The city became a centre for religious art in Spanish colonial days. Caspicara, a sculptor in wood, and the pupils gathered round him in what became known as the Quito School, gained a particular reputation for the quality of the statues he produced. Nuns in full habit walk through the city: Quito is still very religious, a trait which, they say, has been strengthened by the fact that it has often been severely shaken by earthquakes. The city is built on the eastern slopes of Pichincha, a dormant volcano. There were seven major tremors last century and the surrounding volcanoes have a habit of filling the capital with the ash from their craters and sometimes shutting the airport. Nevertheless the sight and presence of the snow-covered peaks, Antesana and Cotopaxi, is astonishing. Out of sight are many many others, Cayambe, Chimborazo, along what they call ‘the Avenue of the Volcanoes’.

In the 18th century Quito became better known in Europe because of the presence here of French scientists such as La Condamine whose investigations confirmed earlier calculations by the indigenous peoples that Quito lay on the equator.
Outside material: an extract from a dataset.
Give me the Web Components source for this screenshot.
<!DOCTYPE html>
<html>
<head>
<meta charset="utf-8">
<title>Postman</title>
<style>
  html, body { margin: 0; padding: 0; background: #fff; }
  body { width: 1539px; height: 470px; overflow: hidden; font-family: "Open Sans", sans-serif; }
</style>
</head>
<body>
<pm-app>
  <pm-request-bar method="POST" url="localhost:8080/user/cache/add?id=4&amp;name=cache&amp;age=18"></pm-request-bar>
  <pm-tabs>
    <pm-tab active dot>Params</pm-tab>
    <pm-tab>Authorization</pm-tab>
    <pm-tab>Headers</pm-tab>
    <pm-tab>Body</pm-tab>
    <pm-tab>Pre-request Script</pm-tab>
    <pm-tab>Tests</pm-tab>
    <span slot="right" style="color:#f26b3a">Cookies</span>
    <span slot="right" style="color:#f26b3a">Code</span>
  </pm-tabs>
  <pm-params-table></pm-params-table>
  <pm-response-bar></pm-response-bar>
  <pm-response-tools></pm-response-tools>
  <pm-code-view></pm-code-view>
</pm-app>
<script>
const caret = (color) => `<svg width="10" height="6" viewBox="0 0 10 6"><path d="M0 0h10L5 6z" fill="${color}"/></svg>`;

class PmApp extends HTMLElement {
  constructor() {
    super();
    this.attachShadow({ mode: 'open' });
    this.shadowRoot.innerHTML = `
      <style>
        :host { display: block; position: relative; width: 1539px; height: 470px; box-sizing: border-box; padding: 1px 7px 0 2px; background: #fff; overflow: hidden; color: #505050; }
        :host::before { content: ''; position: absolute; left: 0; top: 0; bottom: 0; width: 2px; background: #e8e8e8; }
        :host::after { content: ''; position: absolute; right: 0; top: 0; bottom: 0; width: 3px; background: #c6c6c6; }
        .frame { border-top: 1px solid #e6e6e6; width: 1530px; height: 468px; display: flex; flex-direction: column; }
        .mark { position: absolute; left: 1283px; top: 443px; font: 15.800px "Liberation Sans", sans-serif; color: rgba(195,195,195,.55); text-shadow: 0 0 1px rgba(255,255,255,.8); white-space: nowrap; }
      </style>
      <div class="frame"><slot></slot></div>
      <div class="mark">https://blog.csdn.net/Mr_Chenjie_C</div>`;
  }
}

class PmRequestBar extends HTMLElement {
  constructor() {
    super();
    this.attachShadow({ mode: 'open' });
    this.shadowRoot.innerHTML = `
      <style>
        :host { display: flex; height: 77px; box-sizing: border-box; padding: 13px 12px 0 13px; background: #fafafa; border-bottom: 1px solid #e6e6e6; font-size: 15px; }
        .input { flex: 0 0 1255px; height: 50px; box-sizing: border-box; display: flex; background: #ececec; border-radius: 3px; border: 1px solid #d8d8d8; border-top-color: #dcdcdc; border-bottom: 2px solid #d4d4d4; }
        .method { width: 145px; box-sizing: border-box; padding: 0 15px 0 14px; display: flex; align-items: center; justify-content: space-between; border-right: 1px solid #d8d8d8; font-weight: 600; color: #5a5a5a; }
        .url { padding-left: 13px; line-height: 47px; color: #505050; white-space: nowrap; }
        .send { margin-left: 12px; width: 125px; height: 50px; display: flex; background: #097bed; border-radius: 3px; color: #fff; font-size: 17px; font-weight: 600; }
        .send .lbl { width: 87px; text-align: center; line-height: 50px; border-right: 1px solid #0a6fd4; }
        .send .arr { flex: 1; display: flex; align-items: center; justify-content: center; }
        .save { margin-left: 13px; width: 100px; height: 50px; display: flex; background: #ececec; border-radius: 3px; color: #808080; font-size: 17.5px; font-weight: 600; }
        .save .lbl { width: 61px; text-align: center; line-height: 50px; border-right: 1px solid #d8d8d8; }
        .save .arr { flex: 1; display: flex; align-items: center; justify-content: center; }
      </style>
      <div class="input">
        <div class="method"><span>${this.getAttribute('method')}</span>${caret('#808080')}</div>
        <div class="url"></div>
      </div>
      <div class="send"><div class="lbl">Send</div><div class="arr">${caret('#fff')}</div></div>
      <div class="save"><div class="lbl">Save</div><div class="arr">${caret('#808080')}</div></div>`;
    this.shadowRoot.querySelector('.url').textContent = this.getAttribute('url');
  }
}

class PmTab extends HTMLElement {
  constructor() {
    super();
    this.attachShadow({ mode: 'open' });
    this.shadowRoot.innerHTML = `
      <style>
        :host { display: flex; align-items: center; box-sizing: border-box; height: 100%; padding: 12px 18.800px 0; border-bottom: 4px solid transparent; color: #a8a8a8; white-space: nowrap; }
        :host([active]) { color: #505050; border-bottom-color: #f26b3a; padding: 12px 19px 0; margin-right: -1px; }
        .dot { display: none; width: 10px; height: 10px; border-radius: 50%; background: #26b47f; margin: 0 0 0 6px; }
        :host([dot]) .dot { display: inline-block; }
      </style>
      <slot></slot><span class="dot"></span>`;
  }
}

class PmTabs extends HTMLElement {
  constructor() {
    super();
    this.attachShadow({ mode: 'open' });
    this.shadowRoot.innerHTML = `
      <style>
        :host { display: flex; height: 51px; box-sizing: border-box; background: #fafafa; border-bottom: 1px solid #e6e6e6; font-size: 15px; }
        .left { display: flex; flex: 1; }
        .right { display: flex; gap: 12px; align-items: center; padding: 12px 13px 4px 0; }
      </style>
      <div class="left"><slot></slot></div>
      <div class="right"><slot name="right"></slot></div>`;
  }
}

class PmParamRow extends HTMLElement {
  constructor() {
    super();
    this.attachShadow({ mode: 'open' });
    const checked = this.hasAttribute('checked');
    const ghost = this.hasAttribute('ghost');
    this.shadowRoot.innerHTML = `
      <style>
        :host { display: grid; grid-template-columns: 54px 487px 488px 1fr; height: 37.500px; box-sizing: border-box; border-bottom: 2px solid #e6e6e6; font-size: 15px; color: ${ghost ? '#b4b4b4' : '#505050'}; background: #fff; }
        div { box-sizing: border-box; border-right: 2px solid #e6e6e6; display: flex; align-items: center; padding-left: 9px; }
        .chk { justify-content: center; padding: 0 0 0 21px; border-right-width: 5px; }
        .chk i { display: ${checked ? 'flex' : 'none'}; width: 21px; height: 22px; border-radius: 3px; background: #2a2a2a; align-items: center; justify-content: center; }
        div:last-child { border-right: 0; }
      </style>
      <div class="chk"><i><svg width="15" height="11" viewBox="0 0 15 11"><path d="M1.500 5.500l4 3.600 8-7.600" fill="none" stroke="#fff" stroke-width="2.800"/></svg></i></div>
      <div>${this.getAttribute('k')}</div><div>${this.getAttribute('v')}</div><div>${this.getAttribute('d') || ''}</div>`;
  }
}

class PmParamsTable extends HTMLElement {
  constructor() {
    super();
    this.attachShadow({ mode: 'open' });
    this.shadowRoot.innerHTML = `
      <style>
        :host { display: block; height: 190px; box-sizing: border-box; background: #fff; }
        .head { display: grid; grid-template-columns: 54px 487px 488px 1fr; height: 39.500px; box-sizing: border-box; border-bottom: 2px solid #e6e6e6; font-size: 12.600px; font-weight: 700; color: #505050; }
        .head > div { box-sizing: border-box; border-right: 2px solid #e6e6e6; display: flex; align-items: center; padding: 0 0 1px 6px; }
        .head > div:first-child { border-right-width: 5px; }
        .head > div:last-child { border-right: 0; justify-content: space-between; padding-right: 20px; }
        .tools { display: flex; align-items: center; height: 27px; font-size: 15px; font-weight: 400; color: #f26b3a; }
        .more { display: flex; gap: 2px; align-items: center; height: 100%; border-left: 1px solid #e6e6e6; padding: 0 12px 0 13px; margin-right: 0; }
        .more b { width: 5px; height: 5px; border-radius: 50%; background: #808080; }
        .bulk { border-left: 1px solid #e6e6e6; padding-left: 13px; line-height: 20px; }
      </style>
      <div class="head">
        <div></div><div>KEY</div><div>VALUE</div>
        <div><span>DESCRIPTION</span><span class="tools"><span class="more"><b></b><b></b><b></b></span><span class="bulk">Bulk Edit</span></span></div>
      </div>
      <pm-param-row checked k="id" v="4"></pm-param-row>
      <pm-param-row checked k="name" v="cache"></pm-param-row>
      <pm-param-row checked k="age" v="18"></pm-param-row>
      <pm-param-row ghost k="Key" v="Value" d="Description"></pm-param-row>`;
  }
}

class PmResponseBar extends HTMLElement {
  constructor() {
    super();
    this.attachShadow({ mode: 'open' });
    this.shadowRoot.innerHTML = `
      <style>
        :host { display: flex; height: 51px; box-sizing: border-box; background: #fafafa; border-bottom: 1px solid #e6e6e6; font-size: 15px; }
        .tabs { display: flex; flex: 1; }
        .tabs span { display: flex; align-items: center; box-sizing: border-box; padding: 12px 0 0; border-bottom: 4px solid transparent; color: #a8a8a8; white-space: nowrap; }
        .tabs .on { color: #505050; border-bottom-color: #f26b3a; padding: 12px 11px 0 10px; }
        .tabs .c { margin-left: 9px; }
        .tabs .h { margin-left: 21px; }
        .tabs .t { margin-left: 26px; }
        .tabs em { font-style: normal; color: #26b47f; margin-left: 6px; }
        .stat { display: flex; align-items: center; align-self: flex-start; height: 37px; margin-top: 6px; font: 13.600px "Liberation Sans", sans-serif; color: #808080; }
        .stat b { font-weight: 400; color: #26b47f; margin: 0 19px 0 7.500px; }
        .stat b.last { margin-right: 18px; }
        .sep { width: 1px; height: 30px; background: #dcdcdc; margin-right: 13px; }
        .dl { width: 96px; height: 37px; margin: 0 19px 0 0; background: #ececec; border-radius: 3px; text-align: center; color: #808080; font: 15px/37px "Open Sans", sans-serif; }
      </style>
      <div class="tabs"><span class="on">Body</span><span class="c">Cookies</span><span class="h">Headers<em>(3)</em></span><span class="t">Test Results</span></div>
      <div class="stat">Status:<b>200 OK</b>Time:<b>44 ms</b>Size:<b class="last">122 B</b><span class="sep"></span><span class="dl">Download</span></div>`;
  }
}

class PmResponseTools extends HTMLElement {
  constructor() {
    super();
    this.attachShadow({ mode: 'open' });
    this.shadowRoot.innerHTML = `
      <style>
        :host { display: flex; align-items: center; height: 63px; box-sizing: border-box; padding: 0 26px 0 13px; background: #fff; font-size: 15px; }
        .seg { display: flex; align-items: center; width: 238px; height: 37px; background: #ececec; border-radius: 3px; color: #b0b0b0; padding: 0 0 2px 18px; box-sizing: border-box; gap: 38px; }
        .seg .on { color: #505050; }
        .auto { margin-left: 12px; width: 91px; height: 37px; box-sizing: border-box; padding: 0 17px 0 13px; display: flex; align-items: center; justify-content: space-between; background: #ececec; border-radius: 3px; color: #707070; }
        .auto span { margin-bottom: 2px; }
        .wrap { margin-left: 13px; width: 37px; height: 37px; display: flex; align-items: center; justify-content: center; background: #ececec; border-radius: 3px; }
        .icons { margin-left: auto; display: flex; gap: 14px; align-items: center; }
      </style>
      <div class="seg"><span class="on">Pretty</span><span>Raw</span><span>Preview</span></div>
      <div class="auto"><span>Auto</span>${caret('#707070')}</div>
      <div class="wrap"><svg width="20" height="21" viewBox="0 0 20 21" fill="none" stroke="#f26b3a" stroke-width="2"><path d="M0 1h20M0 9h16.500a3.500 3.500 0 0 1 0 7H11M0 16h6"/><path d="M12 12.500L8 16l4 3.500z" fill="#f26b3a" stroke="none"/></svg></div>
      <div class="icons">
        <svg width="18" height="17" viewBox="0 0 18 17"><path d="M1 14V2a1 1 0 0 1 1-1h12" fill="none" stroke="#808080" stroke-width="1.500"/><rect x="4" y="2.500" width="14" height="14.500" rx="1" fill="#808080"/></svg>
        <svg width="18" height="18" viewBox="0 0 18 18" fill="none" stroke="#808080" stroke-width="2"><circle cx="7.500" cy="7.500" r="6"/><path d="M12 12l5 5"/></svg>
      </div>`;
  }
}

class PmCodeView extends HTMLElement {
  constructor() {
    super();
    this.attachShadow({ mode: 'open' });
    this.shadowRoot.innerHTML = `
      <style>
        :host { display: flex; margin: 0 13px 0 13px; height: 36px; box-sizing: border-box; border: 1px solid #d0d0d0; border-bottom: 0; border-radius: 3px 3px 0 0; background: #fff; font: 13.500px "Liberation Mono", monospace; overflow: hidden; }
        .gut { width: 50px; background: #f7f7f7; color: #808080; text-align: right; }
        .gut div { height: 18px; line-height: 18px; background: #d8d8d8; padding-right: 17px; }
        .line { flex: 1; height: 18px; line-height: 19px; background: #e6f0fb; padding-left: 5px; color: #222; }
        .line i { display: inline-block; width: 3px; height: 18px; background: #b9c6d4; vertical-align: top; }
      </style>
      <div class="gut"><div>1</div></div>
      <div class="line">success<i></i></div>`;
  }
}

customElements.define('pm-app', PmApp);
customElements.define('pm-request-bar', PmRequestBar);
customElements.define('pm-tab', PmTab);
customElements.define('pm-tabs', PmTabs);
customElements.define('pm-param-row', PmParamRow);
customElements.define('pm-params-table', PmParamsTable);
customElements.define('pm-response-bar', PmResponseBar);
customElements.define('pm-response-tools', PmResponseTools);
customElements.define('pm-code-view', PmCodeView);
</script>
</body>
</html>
The line is marked out at the Mitad del Mundo, a few kilometres north of the city. Whereas at Greenwich you can have one foot in the eastern hemisphere and the other in the western, here you can have yourself photographed with one foot in the northern hemisphere and the other in the southern.

As the work of restoration of the old city continues Quito is becoming an ever more attractive place to visit. The people also are very friendly and welcoming. Though at times, one has to admit, they are on the quiet side.